Mom picked up a coffee pot and sauntered over to offer a refill. She engaged him in a bit of conversation and finally asked when the Boys were coming back.

He couldn’t tell her.

She asked again after a bit more conversation.

He couldn’t tell her, but eventually the crying Carrie Mae and the persuasive Mom with the coffee pot were told they really shouldn’t go to church the next morning.

Mom put down the coffee pot, collected Carrie Mae and headed for the landing field.

By this time the word had spread all over town. The local teens were pretty much camped out on that landing field. Carrie Mae found a few friends to scream and cry with as they ogled the plane the Beatles flew in.

One of them noticed a side cabin door ajar.

Could they get in the plane? Touch the things the Beatles had touched? Find a souvenir of the visit?

Carrie Mae believes she levitated that afternoon. There’s no other explanation for her sudden ascension to the wing of that aircraft. Friends appeared with her. They jimmied the door and eventually stuffed and pushed one skinny little girl through the crack.

She searched and could only find the four little pillows the airline had provided John, Paul, Ringo, and George — four little pillows upon which their heads had laid.

Carrie Mae had treasure. And she was determined to spend the night at the field. But Mom refused to allow her to be out all night.

Carrie Mae’s eyes were tear-clouded all the way home.

Once there she showed Dad the pillow. Carrie Mae says he gently accused her of theft, but eventually conceded that the little paper throw-away cover was a keeper.

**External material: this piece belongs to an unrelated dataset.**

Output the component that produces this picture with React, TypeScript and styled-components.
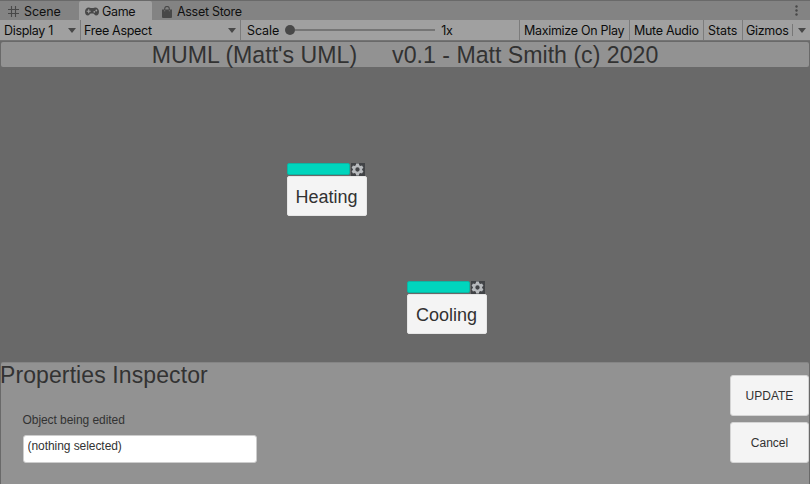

Early the next morning the family returned to the landing field to wait with the rest of the crowd. They were not disappointed. George and Ringo appeared in a small plane and John and Paul arrived in a red Suburban.

Dad Snapp urged Carrie forward and insisted she reach out and touch George Harrison. She did. She reaches toward the photo of George as she relays this bit of her story — a photo her father had taken with a little Kodak Instamatic and now enlarged and mounted — and touches his arm with her index finger. It was the same place she had touched Harrison that day. There’s that smile playing about her mouth again, the memory clear and happy in her eyes.

Carrie Mae has the best of Dad Snapp’s Instamatic photos mounted to show when anyone asks about the day the Beatles came to town. She also has the camera.

September marked the third annual Beatles Fest in Walnut Ridge, a festival that is small and growing. You can get there on the Rock ‘N’ Roll Highway and don’t miss the Beatles on Abbey Road. Next year, she says, they hope to greet Ringo and Paul again. It will be the 50th anniversary of their landing. They’ve begun the process of contacting the two living Beatles, but have gotten no response yet.

Carrie Mae is writing a book about the experience that changed the residents of her small town forever.

As a note to Carrie Mae’s adventure, she recently lost a friend who was there with her, one of the four who kept a little paper pillow cover. It was bequeathed to Carrie Mae for safekeeping.